Media reporting and military briefings suggest that NATO airstrikes have been restricted to Qaddafi's forces and equipment that are advancing, resupplying positions in contested areas, or engaged in the command-and-control of forces threatening civilian populations. They have not, by all accounts, targeted even heavy weapons that remain stationary in areas friendly to Qaddafi. It appears—although this is less clear—that they have also refrained from striking elements of a loyalist force that maneuvered through the desert to outflank rebels advancing on Sirte. This restraint is in line with the language of the UN Security Council Resolution authorizing the operation—NATO forces do not appear to have a mandate to protect armed rebel forces under attack by Qaddafi loyalists. Presumably for that reason, NATO refrained from striking Grad missile launchers--the destruction of which is well within the technical capabilities of the alliance—that were shooting at armed rebels. It is also possible that the coalition refrained from attacking those missile launchers and other heavy weapons in Sirte out of fear of causing civilian casualties, particularly in a pro-Qaddafi area where they would immediately be displayed to the world, potentially undermining international political support for the effort.
Qaddafi's forces appear to have learned an important lesson, at least for now: Situating themselves among relatively friendly populations and awaiting disorganized rebel assaults will protect them from NATO attacks and allow them to decimate and demoralize the opposition. They may not be able to advance rapidly to retake ground they have lost (with some exceptions), but they can consolidate their hold on the critical terrain that remains to them.
We thus find ourselves in an uncomfortable game of chicken. Qaddafi and his supporters are betting that international will to attack them will erode faster than their cohesion and ability to fight, while the coalition is betting that Qaddafi and his lieutenants will collapse first.
The Obama Administration will be challenged to pursue numerous contradictory objectives simultaneously: maintaining the will of Libya's rebels not merely to hold their own ground, but to continue bloody attempts to drive Qaddafi from the seat of his power, maintaining the cohesiveness of a fragile coalition explicitly not designed to drive Qaddafi out, preventing humanitarian catastrophe, keeping weapons out of the hands of Islamist extremists (and from proliferating generally in a chaotic conflict environment), and denying international spoilers such as China and Russia the opportunity to use any expansion of military action to turn the tide of international opinion against the effort. The decision to arm the rebels would be an attempt at careful calibration among these objectives—it would not be an expansion of the NATO military effort, nor would it look like direct coalition intervention, but it would stiffen the spines of the Libyan opposition and, presumably,demoralize Qaddafi and his circle.

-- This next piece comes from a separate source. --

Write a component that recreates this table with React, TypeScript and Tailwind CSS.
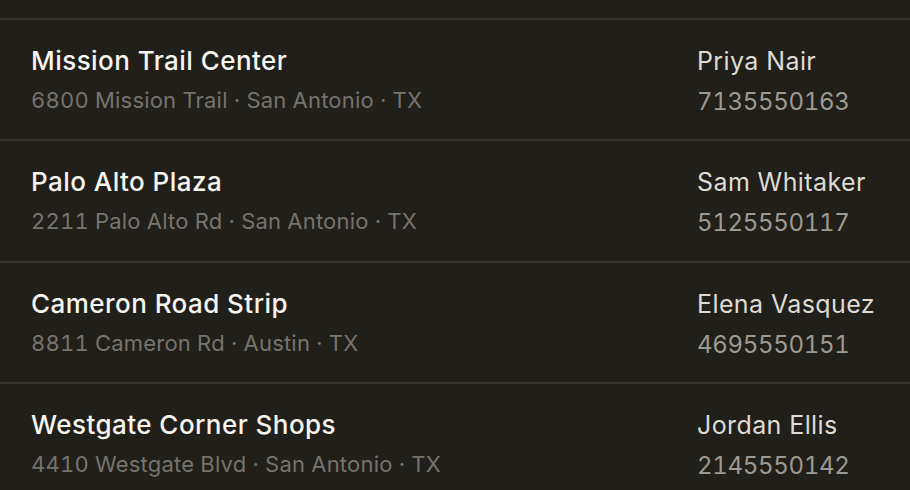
import React from "react";

const rows = [
  { name: "Mission Trail Center", addr: "6800 Mission Trail · San Antonio · TX", contact: "Priya Nair", phone: "7135550163" },
  { name: "Palo Alto Plaza", addr: "2211 Palo Alto Rd · San Antonio · TX", contact: "Sam Whitaker", phone: "5125550117" },
  { name: "Cameron Road Strip", addr: "8811 Cameron Rd · Austin · TX", contact: "Elena Vasquez", phone: "4695550151" },
  { name: "Westgate Corner Shops", addr: "4410 Westgate Blvd · San Antonio · TX", contact: "Jordan Ellis", phone: "2145550142" },
];

export default function App() {
  return (
    <div
      className="w-[910px] h-[490px] overflow-hidden bg-[#211f1a]"
      style={{ fontFamily: "Inter, 'Noto Sans', sans-serif" }}
    >
      <div className="h-[18px]" />
      {rows.map((r) => (
        <div
          key={r.name}
          className="h-[121.33px] border-t-2 border-[#35332e] flex items-start pl-[31px] pr-[31px] pt-[25px]"
        >
          <div className="flex-1 flex flex-col">
            <div className="text-[26px] leading-[32px] font-medium tracking-[0.45px] text-[#f7f5f0]">{r.name}</div>
            <div className="text-[22px] leading-[30px] mt-[8px] tabular-nums tracking-[0.2px] text-[#76736d]">{r.addr}</div>
          </div>
          <div className="w-[182px] flex flex-col">
            <div className="text-[25px] leading-[32px] tracking-[0.4px] text-[#dedbd4]">{r.contact}</div>
            <div className="text-[24px] leading-[30px] mt-[10px] tabular-nums tracking-[-0.3px] text-[#9c9991]">{r.phone}</div>
          </div>
        </div>
      ))}
    </div>
  );
}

Such careful calibration is unlikely to succeed. International spoilers will criticize such actions as escalation anyway. The rebels will quickly discover that their capabilities to withstand the kinds of attacks they just faced are not actually going to increase—and they may even wait and adopt a more cautious posture in anticipation of the arrival of new equipment. The risks of such weapons getting into the hands of al Qaeda affiliates has been overblown—it is hard to imagine what weapons we would actually provide that the terrorists do not already have ready access to. The risk of helping to arm the Libyan population generally for a larger civil war, however, is great. And, considering that coalition warplanes are already bombing command centers, the provision of more AK-47s or anything on that order to the rebels is unlikely to break Qaddafi's will.
Administration strategy toward Libya has closely followed the Clinton administration's approaches to Balkan conflicts. But the administration is now running the risk of skipping a key step. During the Balkans conflicts, the heavy weaponry of the Serb forces was also identified as a key enabler and critical vulnerability. One of the most important military decisions made during those operations was to seek out and destroy that enabler. Regardless of the various diplomatic and public relations challenges it poses, the analogous action in Libya is the next logical step of this campaign.
Attacking Qaddafi’s military equipment—whether it is threatening civilian populations or not—is an essential next step, but it does not guarantee success for the rebels, still less for the U.S. Its advantage is that it does not commit the U.S. or the West particularly more deeply into this conflict than we already are—it would keep the military effort limited to precision strikes against military targets with the aim of supporting the rebels. It shares its disadvantages with the policy the Administration is already pursuing—it leaves the West with no real control over the developing situation in Libya, no greater insight into the shifting motivations, aims, and composition of the insurgents, and little ability to protect urban populations from attack by fighters already among them. Above all, it is the next step along a path that allows this conflict to drag on, which is one of the most undesirable outcomes. But since the U.S. and its allies have categorically ruled out any measures that could force a rapid resolution to the conflict, it is the best thing to try next.